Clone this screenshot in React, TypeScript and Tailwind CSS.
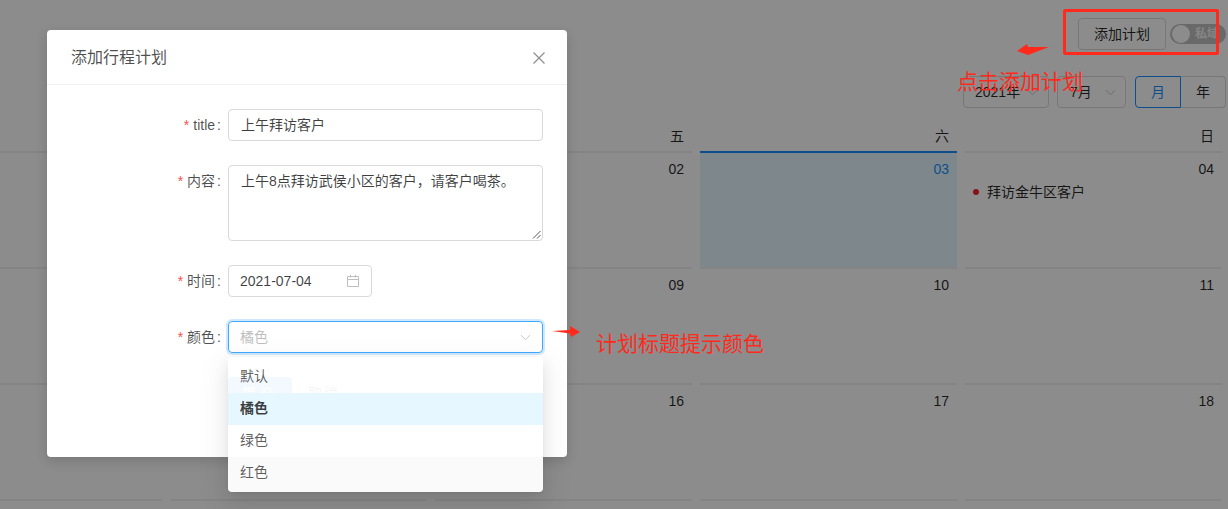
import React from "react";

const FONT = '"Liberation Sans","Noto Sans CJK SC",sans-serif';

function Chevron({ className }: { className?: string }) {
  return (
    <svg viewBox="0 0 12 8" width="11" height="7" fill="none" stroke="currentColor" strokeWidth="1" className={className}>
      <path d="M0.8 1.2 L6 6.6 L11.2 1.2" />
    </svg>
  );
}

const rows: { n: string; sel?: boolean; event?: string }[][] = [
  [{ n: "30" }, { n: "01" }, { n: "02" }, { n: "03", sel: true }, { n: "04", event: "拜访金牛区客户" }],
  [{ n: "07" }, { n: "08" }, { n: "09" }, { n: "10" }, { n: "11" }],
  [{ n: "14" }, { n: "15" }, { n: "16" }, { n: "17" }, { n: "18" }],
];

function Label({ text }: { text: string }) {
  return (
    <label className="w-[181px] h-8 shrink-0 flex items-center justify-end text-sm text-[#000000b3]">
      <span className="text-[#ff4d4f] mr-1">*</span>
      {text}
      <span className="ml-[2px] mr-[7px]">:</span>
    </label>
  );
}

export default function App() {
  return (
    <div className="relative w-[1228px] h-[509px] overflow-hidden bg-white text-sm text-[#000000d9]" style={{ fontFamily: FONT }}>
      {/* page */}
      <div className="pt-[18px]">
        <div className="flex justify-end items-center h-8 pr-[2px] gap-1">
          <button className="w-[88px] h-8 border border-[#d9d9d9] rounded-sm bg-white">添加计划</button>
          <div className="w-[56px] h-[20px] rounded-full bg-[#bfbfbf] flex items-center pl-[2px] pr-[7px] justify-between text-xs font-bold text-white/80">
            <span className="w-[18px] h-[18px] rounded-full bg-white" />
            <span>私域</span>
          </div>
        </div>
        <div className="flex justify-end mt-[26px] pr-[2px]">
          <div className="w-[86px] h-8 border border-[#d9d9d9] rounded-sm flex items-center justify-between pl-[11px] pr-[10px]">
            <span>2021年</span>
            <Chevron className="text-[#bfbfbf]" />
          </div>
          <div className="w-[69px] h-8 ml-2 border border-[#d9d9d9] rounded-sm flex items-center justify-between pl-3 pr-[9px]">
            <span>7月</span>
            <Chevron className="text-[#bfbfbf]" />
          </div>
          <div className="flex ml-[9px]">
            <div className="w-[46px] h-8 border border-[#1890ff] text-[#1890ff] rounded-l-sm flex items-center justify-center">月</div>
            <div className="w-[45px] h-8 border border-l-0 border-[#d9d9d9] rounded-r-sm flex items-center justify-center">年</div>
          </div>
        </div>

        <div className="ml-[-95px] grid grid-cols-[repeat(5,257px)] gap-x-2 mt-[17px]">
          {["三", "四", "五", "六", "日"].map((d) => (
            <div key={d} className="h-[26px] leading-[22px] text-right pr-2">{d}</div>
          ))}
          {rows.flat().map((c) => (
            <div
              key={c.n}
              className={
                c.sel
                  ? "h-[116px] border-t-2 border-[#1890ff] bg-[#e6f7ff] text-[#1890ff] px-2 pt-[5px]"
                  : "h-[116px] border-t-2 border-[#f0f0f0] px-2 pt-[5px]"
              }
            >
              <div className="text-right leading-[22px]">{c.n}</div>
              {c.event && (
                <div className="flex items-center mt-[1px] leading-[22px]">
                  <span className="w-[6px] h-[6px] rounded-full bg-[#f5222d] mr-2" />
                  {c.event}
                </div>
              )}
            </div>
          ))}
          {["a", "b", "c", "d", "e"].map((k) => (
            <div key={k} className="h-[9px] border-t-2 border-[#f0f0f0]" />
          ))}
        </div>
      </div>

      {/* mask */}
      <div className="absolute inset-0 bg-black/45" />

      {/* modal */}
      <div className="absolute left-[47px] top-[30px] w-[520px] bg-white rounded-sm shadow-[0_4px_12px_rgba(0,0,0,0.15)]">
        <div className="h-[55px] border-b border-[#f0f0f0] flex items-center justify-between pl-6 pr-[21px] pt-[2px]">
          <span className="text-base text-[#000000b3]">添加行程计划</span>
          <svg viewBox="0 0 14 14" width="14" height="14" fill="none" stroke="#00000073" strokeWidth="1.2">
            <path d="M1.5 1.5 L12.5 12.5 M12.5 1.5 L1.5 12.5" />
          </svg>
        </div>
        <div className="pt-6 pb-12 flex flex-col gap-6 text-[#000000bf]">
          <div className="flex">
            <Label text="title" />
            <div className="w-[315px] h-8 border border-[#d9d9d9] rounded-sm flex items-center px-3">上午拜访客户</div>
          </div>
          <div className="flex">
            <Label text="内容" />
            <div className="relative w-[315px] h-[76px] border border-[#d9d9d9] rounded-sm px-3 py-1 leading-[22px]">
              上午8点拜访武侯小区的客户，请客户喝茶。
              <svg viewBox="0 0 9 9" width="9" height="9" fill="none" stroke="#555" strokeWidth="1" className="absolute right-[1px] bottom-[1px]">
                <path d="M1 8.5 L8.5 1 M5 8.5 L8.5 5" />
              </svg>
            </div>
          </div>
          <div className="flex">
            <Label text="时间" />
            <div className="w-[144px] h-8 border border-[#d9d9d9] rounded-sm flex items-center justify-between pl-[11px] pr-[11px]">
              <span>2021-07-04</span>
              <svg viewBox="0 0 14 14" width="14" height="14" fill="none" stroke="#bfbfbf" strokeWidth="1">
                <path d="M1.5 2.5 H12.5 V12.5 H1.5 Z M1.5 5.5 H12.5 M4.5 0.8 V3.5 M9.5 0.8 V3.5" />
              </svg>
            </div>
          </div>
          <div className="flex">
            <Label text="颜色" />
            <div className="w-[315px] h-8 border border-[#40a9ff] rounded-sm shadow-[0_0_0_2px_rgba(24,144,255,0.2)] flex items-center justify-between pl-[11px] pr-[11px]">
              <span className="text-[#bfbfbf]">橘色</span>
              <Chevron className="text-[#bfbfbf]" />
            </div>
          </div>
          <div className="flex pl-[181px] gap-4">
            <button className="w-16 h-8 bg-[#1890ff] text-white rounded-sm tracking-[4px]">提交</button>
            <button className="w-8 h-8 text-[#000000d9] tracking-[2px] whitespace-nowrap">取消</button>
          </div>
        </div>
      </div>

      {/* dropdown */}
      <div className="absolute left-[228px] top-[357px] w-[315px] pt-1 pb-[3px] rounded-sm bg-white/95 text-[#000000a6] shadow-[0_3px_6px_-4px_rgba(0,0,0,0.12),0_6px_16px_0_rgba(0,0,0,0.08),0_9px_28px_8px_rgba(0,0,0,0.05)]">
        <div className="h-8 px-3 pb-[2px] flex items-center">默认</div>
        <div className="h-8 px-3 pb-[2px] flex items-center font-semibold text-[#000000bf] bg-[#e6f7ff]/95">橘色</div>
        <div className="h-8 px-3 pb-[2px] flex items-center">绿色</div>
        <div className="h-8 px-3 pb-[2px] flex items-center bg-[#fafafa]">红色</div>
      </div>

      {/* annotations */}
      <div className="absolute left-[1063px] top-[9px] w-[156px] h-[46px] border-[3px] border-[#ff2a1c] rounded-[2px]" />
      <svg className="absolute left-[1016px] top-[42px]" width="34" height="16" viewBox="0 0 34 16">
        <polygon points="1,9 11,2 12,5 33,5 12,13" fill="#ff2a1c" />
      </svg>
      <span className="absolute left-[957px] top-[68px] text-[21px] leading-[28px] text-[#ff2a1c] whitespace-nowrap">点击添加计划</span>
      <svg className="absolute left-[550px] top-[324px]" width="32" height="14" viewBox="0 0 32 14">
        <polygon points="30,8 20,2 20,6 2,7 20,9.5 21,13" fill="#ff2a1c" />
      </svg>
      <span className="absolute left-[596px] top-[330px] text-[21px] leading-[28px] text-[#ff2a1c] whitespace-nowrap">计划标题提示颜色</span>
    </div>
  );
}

* * *

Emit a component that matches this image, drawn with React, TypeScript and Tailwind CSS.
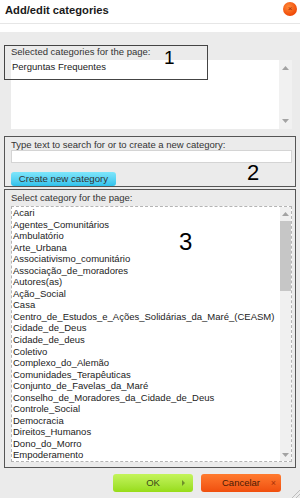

**WHAT YOU SHOULD DO:** Gather each line in these records that contains the string "this".

**WORKED SOLUTION:**
Clone this screenshot in React, TypeScript and Tailwind CSS.
Emit a component that matches this image, drawn with React, TypeScript and Tailwind CSS.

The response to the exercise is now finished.